When The Times late last year filed its lawsuit, it claimed that Time’s new event series was a clear infringement on the “Times Talks” events, which The Times has been hosting, featuring various notables and experts since 1999. And it has three registered trademarks going back several years covering the title and various uses of the title. The infringement of Time’s event name is so clear, according to The Times, that a registrar with the U.S. Patent and Trademark Office even rejected Time’s application to trademark “Time 100 Talks,” citing its closeness to The Times’ already existing marks.
“As a direct competitor of [The New York Times] that was surely familiar with its Times Talks trademark and its registrations for the mark, Time could have selected any number of less confusing trademarks for its event series,” The Times wrote in its complaint.
Instead of “talks,” The Times said Time could have chosen to use “speaks,” “discussions” or “chats,” but instead selected a “nearly identical” title to The Times’ series.
“Confusion between the marks is inevitable as persons are likely to mistakenly believe Time’s Time 100 Talks events and presentations are affiliated with The NYT’s Times Talks or are otherwise NYT-endorsed programs,” The Times argued. “Significant confusion is also likely to result in online contexts.”
The newspaper added that it reached out to Time before filing its lawsuit with “several” cease and desist requests, which the magazine “rejected.” Time never formally responded in court to the lawsuit.

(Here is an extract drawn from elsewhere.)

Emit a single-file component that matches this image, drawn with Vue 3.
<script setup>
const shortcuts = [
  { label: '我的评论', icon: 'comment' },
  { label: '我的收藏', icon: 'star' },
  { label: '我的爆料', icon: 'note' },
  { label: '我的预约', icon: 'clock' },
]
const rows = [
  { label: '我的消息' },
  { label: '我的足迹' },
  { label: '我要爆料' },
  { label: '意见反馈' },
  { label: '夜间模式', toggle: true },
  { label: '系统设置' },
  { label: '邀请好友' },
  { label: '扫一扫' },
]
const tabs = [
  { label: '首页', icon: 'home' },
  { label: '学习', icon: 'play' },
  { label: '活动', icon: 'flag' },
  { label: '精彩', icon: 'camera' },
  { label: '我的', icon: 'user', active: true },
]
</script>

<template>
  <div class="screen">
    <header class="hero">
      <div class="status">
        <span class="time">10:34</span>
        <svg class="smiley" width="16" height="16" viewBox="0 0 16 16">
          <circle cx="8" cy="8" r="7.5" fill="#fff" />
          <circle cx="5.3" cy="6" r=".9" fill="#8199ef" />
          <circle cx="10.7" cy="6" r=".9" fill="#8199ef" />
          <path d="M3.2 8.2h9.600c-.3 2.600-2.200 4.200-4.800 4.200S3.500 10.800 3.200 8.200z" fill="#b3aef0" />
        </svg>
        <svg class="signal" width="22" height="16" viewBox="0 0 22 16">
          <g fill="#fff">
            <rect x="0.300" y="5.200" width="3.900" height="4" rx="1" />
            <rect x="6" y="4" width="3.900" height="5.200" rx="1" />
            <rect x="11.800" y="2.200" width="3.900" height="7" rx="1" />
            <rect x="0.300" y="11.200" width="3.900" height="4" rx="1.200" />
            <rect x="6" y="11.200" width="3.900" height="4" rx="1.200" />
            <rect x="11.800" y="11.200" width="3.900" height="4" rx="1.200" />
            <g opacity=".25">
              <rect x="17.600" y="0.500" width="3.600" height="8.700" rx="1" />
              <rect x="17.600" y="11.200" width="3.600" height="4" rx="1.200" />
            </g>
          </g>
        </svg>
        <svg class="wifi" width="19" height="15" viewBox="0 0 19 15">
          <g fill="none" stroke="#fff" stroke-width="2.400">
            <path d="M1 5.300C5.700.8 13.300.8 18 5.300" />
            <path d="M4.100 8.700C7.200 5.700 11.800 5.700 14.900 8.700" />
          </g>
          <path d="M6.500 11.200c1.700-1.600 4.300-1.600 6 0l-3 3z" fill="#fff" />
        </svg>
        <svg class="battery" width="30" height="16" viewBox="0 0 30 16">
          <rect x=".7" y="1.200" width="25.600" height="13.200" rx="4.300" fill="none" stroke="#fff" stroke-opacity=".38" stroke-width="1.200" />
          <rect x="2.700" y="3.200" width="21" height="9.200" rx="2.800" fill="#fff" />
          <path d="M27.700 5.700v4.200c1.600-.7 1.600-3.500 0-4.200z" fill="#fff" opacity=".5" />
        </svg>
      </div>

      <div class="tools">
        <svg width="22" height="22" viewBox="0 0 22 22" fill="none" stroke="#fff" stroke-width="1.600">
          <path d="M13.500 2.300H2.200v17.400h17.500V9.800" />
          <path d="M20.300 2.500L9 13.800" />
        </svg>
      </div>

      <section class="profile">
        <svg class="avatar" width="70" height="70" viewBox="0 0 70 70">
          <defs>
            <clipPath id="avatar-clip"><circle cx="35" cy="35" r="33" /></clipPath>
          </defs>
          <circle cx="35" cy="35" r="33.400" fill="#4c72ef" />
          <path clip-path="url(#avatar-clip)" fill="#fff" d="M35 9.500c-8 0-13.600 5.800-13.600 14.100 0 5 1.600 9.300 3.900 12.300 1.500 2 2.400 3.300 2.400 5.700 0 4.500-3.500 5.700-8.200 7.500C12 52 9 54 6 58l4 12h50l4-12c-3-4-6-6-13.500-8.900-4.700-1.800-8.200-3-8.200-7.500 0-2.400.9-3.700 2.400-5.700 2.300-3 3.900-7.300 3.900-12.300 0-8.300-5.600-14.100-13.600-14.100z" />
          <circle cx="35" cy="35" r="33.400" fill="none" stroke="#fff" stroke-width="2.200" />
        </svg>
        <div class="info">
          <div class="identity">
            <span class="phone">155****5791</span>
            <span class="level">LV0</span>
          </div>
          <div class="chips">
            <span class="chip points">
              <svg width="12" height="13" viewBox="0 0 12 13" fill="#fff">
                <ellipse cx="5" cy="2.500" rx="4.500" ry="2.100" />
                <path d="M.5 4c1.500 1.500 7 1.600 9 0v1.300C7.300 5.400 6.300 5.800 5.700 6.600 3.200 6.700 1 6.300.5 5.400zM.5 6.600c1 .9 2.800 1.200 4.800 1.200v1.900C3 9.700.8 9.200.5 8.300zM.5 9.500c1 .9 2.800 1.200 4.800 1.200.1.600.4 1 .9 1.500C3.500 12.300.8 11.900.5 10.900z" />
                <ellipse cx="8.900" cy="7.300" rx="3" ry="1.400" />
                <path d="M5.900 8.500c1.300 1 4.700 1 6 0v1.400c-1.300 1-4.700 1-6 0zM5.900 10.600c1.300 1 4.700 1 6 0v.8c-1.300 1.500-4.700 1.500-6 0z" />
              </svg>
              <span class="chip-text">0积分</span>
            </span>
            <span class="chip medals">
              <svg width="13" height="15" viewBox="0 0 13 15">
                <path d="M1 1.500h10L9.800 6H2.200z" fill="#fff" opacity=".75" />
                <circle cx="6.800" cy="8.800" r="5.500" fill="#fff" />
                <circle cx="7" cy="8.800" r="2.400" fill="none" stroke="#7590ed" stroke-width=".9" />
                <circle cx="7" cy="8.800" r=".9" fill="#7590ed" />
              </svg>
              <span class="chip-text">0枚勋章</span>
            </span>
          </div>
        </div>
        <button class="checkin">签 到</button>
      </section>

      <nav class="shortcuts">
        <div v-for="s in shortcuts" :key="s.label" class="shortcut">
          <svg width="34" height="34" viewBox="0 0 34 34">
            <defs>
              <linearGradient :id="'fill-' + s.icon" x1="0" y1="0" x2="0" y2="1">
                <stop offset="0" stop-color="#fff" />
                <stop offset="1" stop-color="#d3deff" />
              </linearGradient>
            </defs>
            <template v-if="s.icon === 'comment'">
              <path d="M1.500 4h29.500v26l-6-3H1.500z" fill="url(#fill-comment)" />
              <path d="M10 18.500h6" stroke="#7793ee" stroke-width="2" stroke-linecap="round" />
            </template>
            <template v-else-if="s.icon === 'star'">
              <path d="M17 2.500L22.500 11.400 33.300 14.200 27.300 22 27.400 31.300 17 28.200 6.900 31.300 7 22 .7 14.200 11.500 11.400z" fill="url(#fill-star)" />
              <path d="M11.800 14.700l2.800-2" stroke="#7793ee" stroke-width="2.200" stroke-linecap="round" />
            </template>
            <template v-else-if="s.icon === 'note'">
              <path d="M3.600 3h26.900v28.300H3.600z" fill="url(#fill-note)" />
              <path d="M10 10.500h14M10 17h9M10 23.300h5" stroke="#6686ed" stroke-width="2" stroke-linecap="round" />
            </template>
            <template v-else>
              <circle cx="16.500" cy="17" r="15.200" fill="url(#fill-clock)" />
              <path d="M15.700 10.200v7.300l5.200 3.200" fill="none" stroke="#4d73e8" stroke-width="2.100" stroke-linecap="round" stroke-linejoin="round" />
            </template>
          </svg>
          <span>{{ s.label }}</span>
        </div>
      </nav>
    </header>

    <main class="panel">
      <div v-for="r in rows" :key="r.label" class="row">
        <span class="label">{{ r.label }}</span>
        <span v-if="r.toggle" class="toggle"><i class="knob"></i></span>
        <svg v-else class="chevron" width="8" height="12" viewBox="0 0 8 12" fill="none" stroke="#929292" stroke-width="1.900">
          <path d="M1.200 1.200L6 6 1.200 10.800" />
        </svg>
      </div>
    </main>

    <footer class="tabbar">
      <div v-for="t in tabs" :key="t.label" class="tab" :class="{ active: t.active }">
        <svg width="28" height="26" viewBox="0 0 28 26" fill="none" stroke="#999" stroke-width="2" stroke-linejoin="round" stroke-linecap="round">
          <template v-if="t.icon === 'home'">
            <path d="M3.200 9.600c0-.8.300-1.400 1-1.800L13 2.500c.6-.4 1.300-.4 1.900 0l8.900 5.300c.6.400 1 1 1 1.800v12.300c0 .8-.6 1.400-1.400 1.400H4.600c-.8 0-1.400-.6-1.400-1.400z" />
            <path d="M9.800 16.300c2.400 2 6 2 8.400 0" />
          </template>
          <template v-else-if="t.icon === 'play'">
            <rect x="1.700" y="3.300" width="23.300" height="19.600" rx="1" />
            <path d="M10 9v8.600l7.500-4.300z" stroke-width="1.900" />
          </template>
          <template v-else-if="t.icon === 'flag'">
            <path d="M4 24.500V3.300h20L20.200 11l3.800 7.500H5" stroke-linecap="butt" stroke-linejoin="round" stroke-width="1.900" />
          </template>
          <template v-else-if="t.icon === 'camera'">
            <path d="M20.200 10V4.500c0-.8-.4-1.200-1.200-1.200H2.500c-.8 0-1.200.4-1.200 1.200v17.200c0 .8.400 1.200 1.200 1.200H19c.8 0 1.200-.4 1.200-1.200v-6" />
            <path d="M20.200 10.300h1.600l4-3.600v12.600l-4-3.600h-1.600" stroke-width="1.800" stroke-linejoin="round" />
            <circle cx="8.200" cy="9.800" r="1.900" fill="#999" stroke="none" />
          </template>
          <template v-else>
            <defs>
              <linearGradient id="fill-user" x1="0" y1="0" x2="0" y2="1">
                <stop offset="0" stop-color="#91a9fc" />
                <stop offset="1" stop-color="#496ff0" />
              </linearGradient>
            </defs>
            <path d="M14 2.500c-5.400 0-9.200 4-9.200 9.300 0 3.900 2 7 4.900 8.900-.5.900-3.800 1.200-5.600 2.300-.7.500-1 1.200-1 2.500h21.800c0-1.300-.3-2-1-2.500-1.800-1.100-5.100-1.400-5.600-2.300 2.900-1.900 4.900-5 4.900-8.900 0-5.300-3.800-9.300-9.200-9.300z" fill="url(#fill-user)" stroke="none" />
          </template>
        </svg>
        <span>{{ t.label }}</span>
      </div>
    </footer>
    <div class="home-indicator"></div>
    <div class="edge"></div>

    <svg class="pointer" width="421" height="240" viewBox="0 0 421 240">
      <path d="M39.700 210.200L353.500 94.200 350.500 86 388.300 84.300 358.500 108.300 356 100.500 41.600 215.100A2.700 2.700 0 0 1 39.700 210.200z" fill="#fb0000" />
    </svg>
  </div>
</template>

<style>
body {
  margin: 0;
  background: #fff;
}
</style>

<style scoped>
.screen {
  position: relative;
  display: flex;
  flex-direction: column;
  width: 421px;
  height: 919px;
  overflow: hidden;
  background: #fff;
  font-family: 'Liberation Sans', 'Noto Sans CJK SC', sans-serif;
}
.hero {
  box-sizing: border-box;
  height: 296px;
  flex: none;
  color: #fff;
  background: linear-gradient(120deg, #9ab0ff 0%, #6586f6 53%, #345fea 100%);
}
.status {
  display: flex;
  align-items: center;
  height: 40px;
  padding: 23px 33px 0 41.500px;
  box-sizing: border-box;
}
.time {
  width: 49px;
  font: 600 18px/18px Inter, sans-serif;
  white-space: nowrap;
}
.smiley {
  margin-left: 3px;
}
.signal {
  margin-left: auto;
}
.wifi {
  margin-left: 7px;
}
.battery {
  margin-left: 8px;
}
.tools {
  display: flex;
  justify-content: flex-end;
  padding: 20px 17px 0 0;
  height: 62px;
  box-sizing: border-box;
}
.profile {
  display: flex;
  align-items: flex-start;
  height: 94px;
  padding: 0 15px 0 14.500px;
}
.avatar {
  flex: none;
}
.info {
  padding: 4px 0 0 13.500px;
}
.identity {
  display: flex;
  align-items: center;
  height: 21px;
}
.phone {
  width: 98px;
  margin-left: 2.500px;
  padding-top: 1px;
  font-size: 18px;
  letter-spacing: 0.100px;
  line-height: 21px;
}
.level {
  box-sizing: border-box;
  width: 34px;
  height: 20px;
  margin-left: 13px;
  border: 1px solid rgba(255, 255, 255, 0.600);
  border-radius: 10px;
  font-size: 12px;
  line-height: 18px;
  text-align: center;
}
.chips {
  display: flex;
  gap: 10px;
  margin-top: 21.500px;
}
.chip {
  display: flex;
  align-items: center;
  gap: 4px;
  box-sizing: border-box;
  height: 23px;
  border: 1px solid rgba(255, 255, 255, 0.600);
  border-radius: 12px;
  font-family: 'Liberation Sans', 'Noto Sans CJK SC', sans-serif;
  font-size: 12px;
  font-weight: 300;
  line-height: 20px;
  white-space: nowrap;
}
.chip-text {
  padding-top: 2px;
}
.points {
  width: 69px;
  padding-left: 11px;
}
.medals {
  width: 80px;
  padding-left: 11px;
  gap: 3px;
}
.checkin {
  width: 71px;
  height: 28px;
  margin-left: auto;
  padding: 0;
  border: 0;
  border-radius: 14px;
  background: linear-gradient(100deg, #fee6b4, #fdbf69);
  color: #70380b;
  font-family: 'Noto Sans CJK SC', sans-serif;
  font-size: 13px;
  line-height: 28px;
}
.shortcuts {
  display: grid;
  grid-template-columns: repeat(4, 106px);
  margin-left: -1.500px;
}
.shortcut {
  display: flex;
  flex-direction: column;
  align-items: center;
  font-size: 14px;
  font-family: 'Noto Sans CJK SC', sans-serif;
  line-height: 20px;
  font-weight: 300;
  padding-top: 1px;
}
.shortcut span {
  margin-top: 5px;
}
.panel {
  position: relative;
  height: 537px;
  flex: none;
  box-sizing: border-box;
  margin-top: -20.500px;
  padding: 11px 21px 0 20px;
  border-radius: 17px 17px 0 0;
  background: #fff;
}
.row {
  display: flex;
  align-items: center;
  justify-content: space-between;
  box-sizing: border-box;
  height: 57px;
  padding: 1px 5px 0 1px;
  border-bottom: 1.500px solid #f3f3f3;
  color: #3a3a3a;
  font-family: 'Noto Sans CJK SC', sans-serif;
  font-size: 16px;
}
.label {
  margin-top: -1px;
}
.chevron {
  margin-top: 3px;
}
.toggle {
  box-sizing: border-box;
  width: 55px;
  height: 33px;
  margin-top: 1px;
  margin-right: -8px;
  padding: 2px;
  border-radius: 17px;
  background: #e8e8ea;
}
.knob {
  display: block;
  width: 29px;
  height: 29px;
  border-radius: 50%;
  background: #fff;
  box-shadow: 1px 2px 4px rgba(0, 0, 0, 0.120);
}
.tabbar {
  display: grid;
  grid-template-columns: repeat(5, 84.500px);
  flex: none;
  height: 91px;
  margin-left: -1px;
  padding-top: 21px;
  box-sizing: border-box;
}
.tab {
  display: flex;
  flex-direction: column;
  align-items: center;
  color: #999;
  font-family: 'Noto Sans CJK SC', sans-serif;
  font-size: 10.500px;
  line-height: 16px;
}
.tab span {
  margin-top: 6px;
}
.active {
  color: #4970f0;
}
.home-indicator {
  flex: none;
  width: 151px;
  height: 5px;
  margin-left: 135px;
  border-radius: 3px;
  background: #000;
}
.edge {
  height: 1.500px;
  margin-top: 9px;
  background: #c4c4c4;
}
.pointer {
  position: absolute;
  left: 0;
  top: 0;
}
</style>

Nevertheless, the outlets managed to reach some kind of an arrangement in February, leading The Times to agree to dismiss its claims. The Times still has full rights to its “Talks” trademarks, but Time still seems to be making full use of its own “Talks” events, with new videos on the site put up as recently as Feb. 26, and most Fridays before that.
The 26th was the same day the dismissal order came down in court, however, so it could be that the name of the Time event will be changed going forward, or that The Times agreed to allow Time to continue using or license the name.